I use generics when the behavior is stable but the participating type varies, and I want the compiler to enforce the contract instead of relying on Object plus casts.

That answer is stronger than merely saying “for reusability.”

4. Code Examples

Example 1 — Generic wrapper type

public final class Result<T> {
    private final T value;
    private final String error;

    private Result(T value, String error) {
        this.value = value;
        this.error = error;
    }

    public static <T> Result<T> success(T value) {
        return new Result<>(value, null);
    }

    public static <T> Result<T> failure(String error) {
        return new Result<>(null, error);
    }

    public boolean isSuccess() {
        return error == null;
    }

    public T getValue() {
        return value;
    }
}

This pattern appears in many codebases.

The generic parameter expresses the successful payload type.

Example 2 — Generic method

public final class Lists {
    public static <T> T last(List<T> items) {
        if (items.isEmpty()) {
            throw new IllegalArgumentException("items must not be empty");
        }
        return items.get(items.size() - 1);
    }
}

This is the classic example where the class itself does not need to be generic.

Example 3 — Upper bound

public final class MathUtil {
    public static <T extends Number> double average(List<T> numbers) {
        if (numbers.isEmpty()) {
            throw new IllegalArgumentException("numbers must not be empty");
        }

        double total = 0;
        for (T number : numbers) {
            total += number.doubleValue();
        }
        return total / numbers.size();
    }
}

The bound documents why the algorithm works.

It needs the Number API.

Example 4 — Multiple bounds

public final class Comparisons {
    public static <T extends Number & Comparable<T>> T larger(T left, T right) {
        return left.compareTo(right) >= 0 ? left : right;
    }
}

This is useful when one type must satisfy more than one contract.

Example 5 — Raw type pitfall

List raw = new ArrayList();
raw.add("text");
raw.add(123);

List<String> names = raw;
String first = names.get(1); // runtime ClassCastException

The compiler will warn you.

The warning matters.

Unchecked operations are often a delayed production bug.

5. Trade-offs

The key lesson is that generics is not free abstraction.

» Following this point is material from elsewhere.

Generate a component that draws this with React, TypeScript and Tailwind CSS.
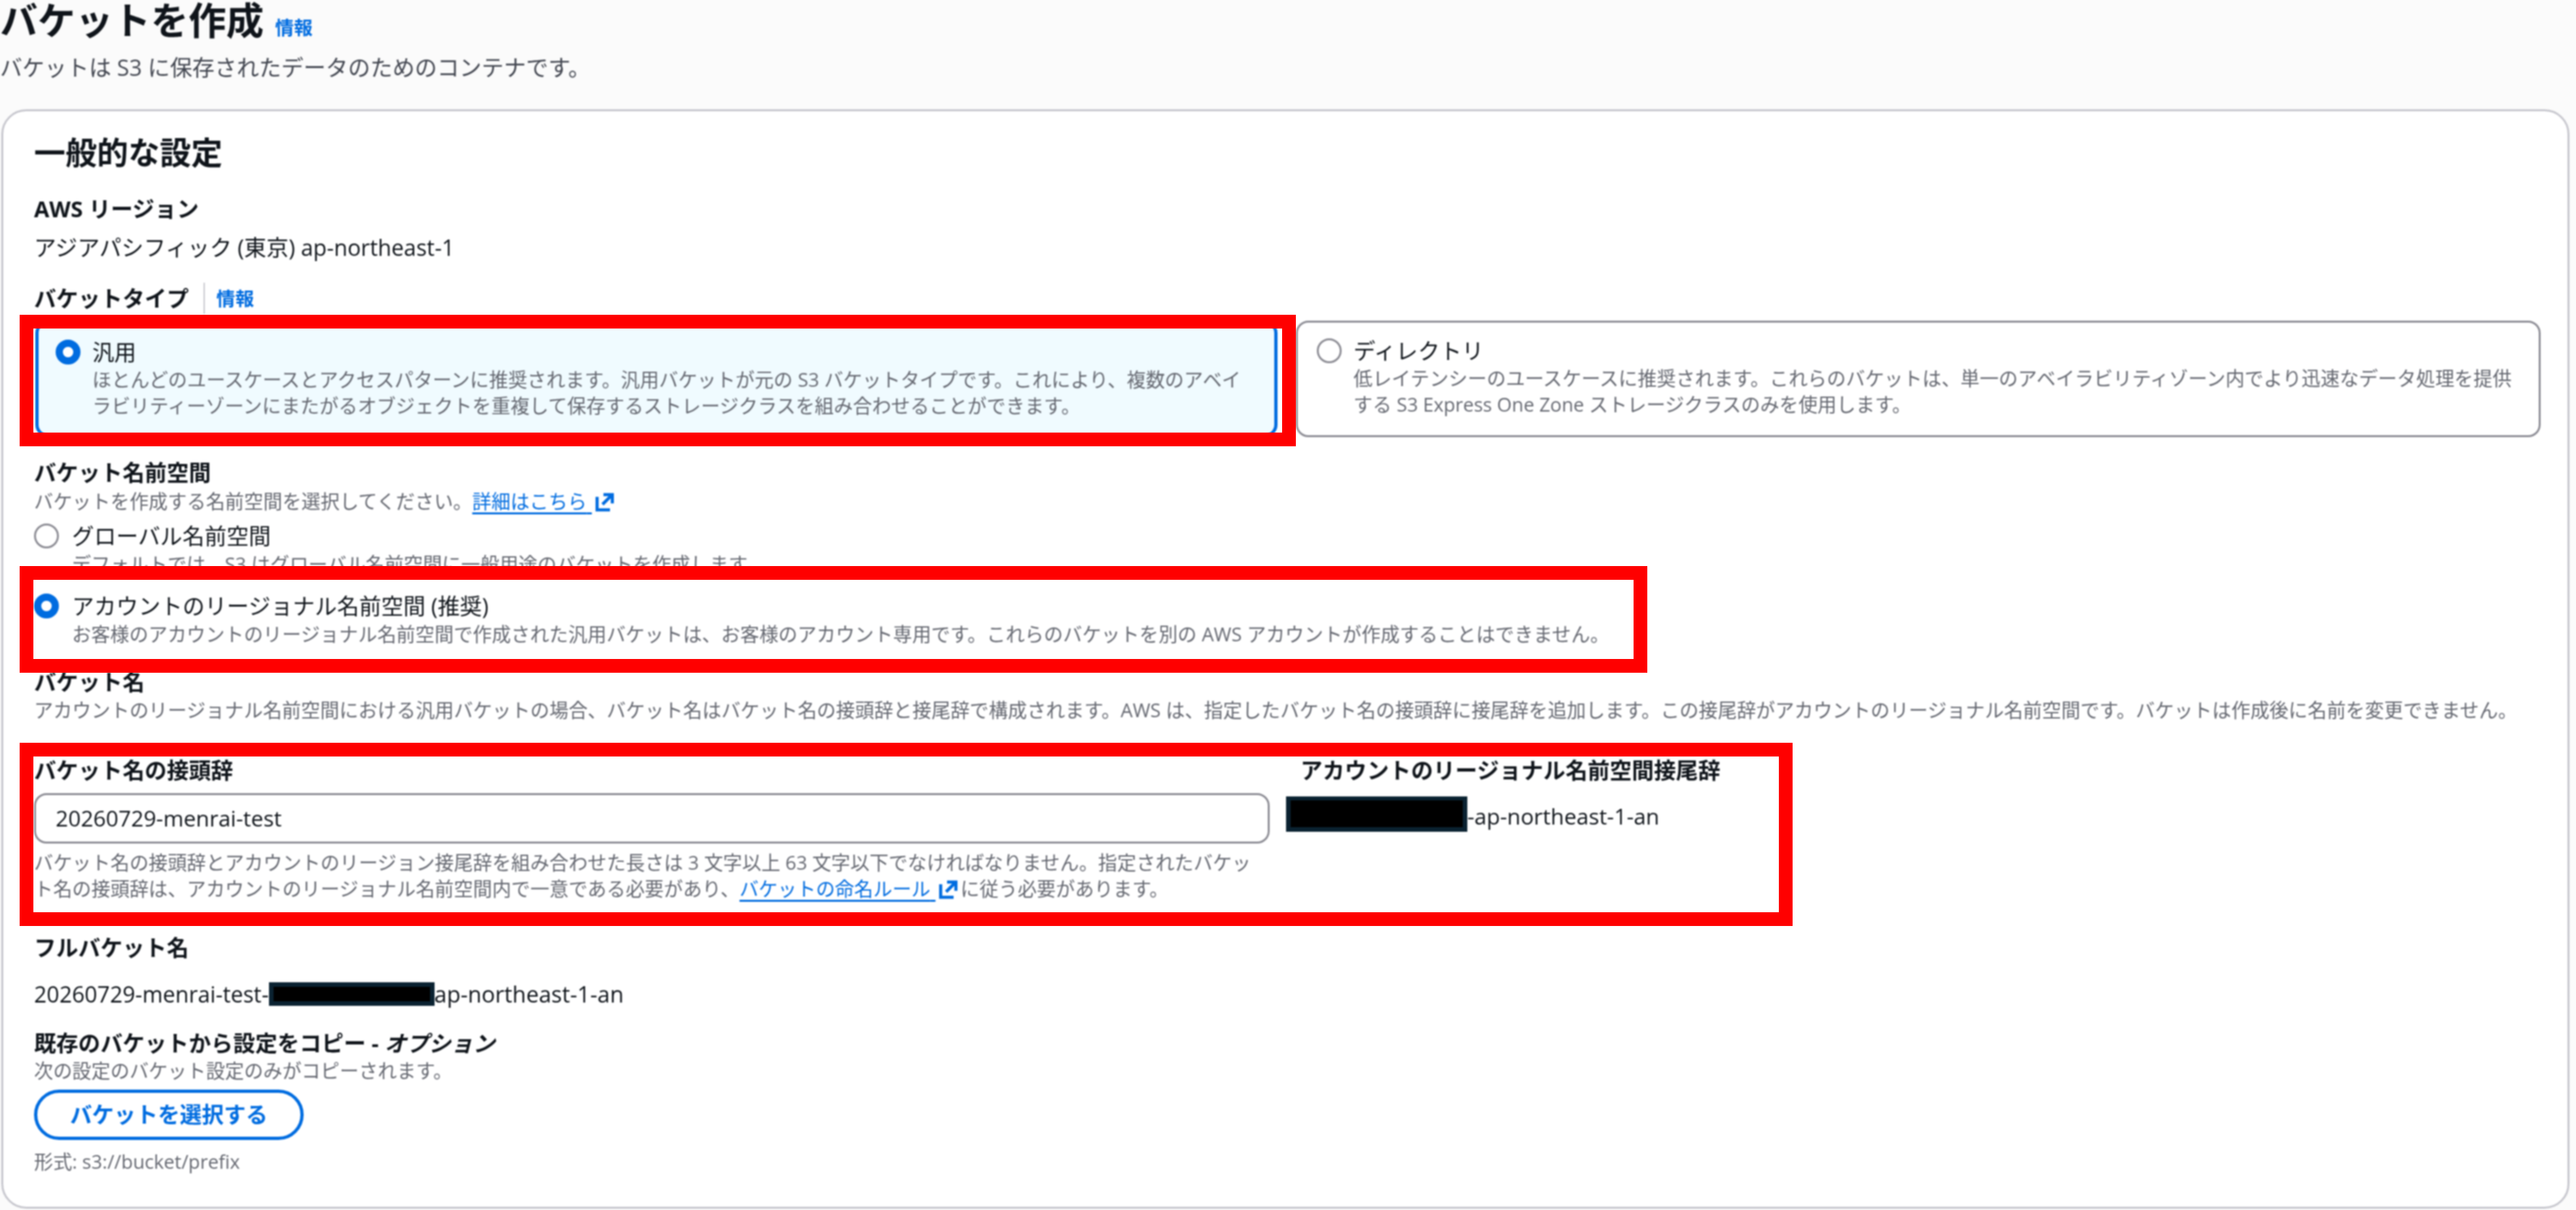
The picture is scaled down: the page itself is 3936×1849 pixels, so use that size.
const FONT = 'font-["Open_Sans","Noto_Sans_CJK_JP",sans-serif]'

function ExternalIcon() {
  return (
    <svg viewBox="0 0 16 16" className="w-[38px] h-[38px] inline-block -my-[6px] align-[-6px] fill-none stroke-[#006ce0] stroke-2">
      <path d="M3.5 3.5V11.8H11.8" />
      <path d="M7.6 2H13.3V7.7M13.3 2L7 8.3" />
    </svg>
  )
}

function Radio({ checked }: { checked?: boolean }) {
  return checked ? (
    <span className="block w-[38px] h-[38px] shrink-0 rounded-full border-[11px] border-[#006ce0] bg-white" />
  ) : (
    <span className="block w-[38px] h-[38px] shrink-0 rounded-full border-[3px] border-[#8c8c94] bg-white" />
  )
}

function Label({ children, className = '' }: { children: React.ReactNode; className?: string }) {
  return <div className={`text-[33.8px] leading-[38px] font-bold text-[#0f141a] ${className}`}>{children}</div>
}

function Hint({ children, className = '' }: { children: React.ReactNode; className?: string }) {
  return <div className={`text-[29.2px] leading-[40px] text-[#656871] ${className}`}>{children}</div>
}

function DocLink({ children }: { children: React.ReactNode }) {
  return (
    <>
      <a className="text-[#006ce0] underline decoration-[3px] underline-offset-[6px]">{children}{' '}</a>
      <ExternalIcon />
    </>
  )
}

function Redacted({ className }: { className: string }) {
  return <span className={`block shrink-0 bg-black border-[#0a2231] border-x-[7px] ${className}`} />
}

function TypeTile({ selected, title, lines }: { selected?: boolean; title: string; lines: string[] }) {
  return (
    <div className={`h-[178px] rounded-[19px] flex items-start gap-[18px] pt-[24px] ${selected ? 'ml-[2px] bg-[#f0fbff] border-[5px] pl-[26px] border-[#006ce0]' : '-ml-[2px] bg-white border-[3px] pl-[29px] border-[#8c8c94]'}`}>
      <Radio checked={selected} />
      <div>
        <div className="text-[33.6px] leading-[38px] text-[#0f141a]">{title}</div>
        <Hint className={`mt-[3px] whitespace-nowrap ${selected ? 'text-[28.8px]' : ''}`}>
          {lines.map(l => <div key={l}>{l}</div>)}
        </Hint>
      </div>
    </div>
  )
}

export default function App() {
  return (
    <div className={`relative w-[3936px] h-[1849px] overflow-hidden bg-[#fbfbfb] ${FONT}`}>
      <div className="blur-[0.8px]">
        <div className="flex items-baseline gap-[17px] h-[62px]">
          <h1 className="text-[57.6px] leading-[62px] font-bold text-[#0f141a]">バケットを作成</h1>
          <a className="text-[28.8px] font-bold text-[#006ce0]">情報</a>
        </div>
        <p className="mt-[22px] text-[34px] leading-[38px] text-[#424650]">バケットは S3 に保存されたデータのためのコンテナです。</p>

        <section className="mt-[45px] ml-[2px] w-[3924px] h-[1680px] bg-white border-[3px] border-[#c6c6cd] rounded-[38px] pl-[47px] pr-[41px] pt-[35px]">
          <h2 className="text-[48px] leading-[56px] font-bold text-[#0f141a]">一般的な設定</h2>

          <Label className="mt-[39px]">AWS リージョン</Label>
          <div className="mt-[21px] text-[33.9px] leading-[38px] text-[#0f141a]">アジアパシフィック (東京) ap-northeast-1</div>

          <div className="mt-[35px] flex items-center h-[48px]">
            <Label>バケットタイプ</Label>
            <span className="ml-[22px] w-[2px] h-[48px] bg-[#c6c6cd]" />
            <a className="ml-[18px] text-[28.8px] font-bold text-[#006ce0]">情報</a>
          </div>
          <div className="mt-[10px] grid grid-cols-2 gap-[30px]">
            <TypeTile
              selected
              title="汎用"
              lines={[
                'ほとんどのユースケースとアクセスパターンに推奨されます。汎用バケットが元の S3 バケットタイプです。これにより、複数のアベイ',
                'ラビリティーゾーンにまたがるオブジェクトを重複して保存するストレージクラスを組み合わせることができます。',
              ]}
            />
            <TypeTile
              title="ディレクトリ"
              lines={[
                '低レイテンシーのユースケースに推奨されます。これらのバケットは、単一のアベイラビリティゾーン内でより迅速なデータ処理を提供',
                'する S3 Express One Zone ストレージクラスのみを使用します。',
              ]}
            />
          </div>

          <Label className="mt-[35px]">バケット名前空間</Label>
          <Hint className="mt-[5px]">
            バケットを作成する名前空間を選択してください。<DocLink>詳細はこちら</DocLink>
          </Hint>

          <div className="mt-[14px] flex items-start gap-[20px]">
            <Radio />
            <div>
              <div className="text-[33.8px] leading-[38px] text-[#0f141a]">グローバル名前空間</div>
              <Hint className="mt-[4px]">デフォルトでは、S3 はグローバル名前空間に一般用途のバケットを作成します。</Hint>
            </div>
          </div>
          <div className="mt-[25px] flex items-start gap-[20px]">
            <Radio checked />
            <div>
              <div className="text-[33.8px] leading-[38px] text-[#0f141a]">アカウントのリージョナル名前空間 (推奨)</div>
              <Hint className="mt-[4px]">お客様のアカウントのリージョナル名前空間で作成された汎用バケットは、お客様のアカウント専用です。これらのバケットを別の AWS アカウントが作成することはできません。</Hint>
            </div>
          </div>

          <Label className="mt-[34px]">バケット名</Label>
          <Hint className="mt-[4px]">アカウントのリージョナル名前空間における汎用バケットの場合、バケット名はバケット名の接頭辞と接尾辞で構成されます。AWS は、指定したバケット名の接頭辞に接尾辞を追加します。この接尾辞がアカウントのリージョナル名前空間です。バケットは作成後に名前を変更できません。</Hint>

          <div className="mt-[53px] flex items-start gap-[47px]">
            <div className="w-[1888px] shrink-0">
              <Label>バケット名の接頭辞</Label>
              <div className="mt-[16px] h-[77px] rounded-[19px] border-[3px] border-[#8c8c94] bg-white pl-[30px] flex items-center text-[33.6px] text-[#0f141a]">20260729-menrai-test</div>
              <Hint className="mt-[9px] leading-[39px]">
                <div className="whitespace-nowrap">バケット名の接頭辞とアカウントのリージョン接尾辞を組み合わせた長さは 3 文字以上 63 文字以下でなければなりません。指定されたバケッ</div>
                <div className="whitespace-nowrap">ト名の接頭辞は、アカウントのリージョナル名前空間内で一意である必要があり、<DocLink>バケットの命名ルール</DocLink>に従う必要があります。</div>
              </Hint>
            </div>
            <div>
              <Label>アカウントのリージョナル名前空間接尾辞</Label>
              <div className="mt-[21px] -ml-[22px] flex items-start">
                <Redacted className="w-[277px] h-[54px] border-t-[6px] border-b-[7px]" />
                <span className="mt-[11px] text-[33.6px] leading-[38px] text-[#0f141a]">-ap-northeast-1-an</span>
              </div>
            </div>
          </div>

          <Label className="mt-[51px]">フルバケット名</Label>
          <div className="mt-[33px] flex items-center h-[38px] text-[33.8px] text-[#0f141a]">
            <span>20260729-menrai-test-</span>
            <Redacted className="w-[253px] h-[36px] border-y-[7px]" />
            <span className="text-[34.4px]">ap-northeast-1-an</span>
          </div>

          <Label className="mt-[37px]">既存のバケットから設定をコピー - <i>オプション</i></Label>
          <Hint className="mt-[3px]">次の設定のバケット設定のみがコピーされます。</Hint>
          <button className="mt-[9px] block w-[412px] h-[77px] rounded-full border-[5px] border-[#006ce0] bg-white text-[33.6px] font-bold text-[#006ce0]">バケットを選択する</button>
          <Hint className="mt-[13px]">形式: s3://bucket/prefix</Hint>
        </section>
      </div>

      {/* 赤枠 (annotation) */}
      <div className="absolute left-[30px] top-[481px] w-[1950px] h-[201px] border-[21px] border-[#ff0000]" />
      <div className="absolute left-[30px] top-[865px] w-[2487px] h-[163px] border-[21px] border-[#ff0000]" />
      <div className="absolute left-[30px] top-[1135px] w-[2709px] h-[280px] border-[21px] border-[#ff0000]" />
    </div>
  )
}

It is valuable abstraction.

That distinction matters.

If a generic signature becomes too clever, it stops helping.

6. Common Mistakes

1. Using raw types in modern code

Raw types erase the main benefit of generics.

They usually indicate legacy interop or careless code.

2. Making the whole class generic when only one method needs it

This spreads complexity unnecessarily.

Keep the generic scope as small as possible.

3. Adding bounds without a real capability need

<T extends Serializable> is only justified if serialization is actually required.

Otherwise the bound is noise.

4. Confusing `List